You don’t get paid or recognized for either of them. The backend developer thinks of you as a “ML guy” and the Data Scientist thinks of you as a “Backend guy”. This is made worse at a Big Company because they tend to reward specialists via promotions. You’re going to get underpaid for both roles.
Not to mention that a large fraction of your knowledge is getting outdated faster than I can learn. Of course, you might be 10x faster, better learner than me - in which case this blog post is not meant for you.
Why not take a 1 year Research focussed Sabbatical?
Well, because companies which ask for skills acquired via a MS/PhD are often not willing to pay for a 1 year research year. It’d not be that much better than being endorsed by Dr. Andrew Ng, writing a book, mentoring folks for ACL papers and speaking at PyCon India.
What information did you find for and against this switch?
Stepping away from Machine Learning Lead roles can be a massive cash and title/designation downgrade. It definitely turned out to be true for me.
My alternate job offer was a Series B/C Machine Learning Lead, instead of a Platform Engineer. I would not be happy with the role, but I’d be very happy with the salary. It’d be 3-4x in cash, and 4-5x in total compensation terms. Another way to look at this, I took at 75% cut on my cash compensation.
I’m betting that I’ll have a lot more fun doing this, but I’m also betting that I’ll be a little more successful - which will compensate for this over a 4-10 year chapter of the career.

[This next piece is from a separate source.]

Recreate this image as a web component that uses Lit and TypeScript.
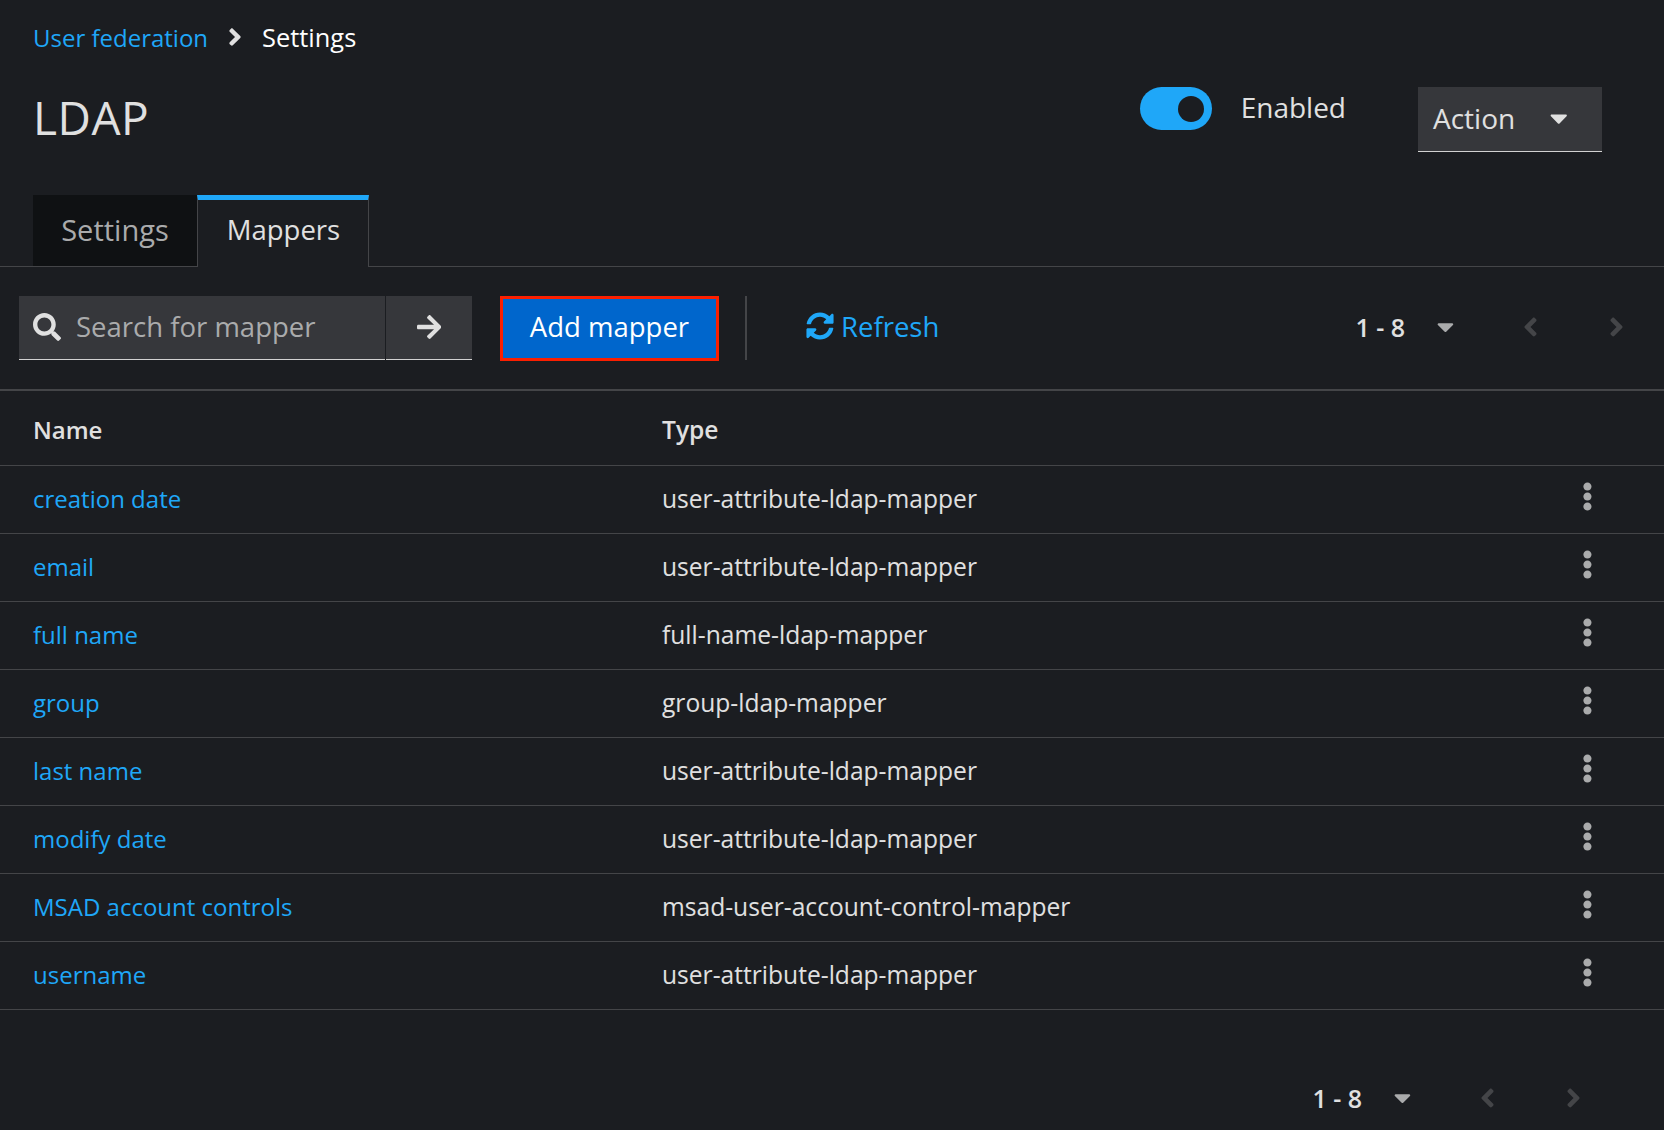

In addition to the cash and title hit, it’s a bit of social shaming: People might be inclined to assume that you were not quite good as a Data Scientist and that is why you moved to SWE. I don’t care enough about that to influence my decision but I do care about it and hence worth mentioning.
My Machine Learning skills will also atrophy with time. I’ll be able to get to similar productivity faster in a few years because the half-life of knowledge in the field is really short and tooling improvements make it easier to ship well.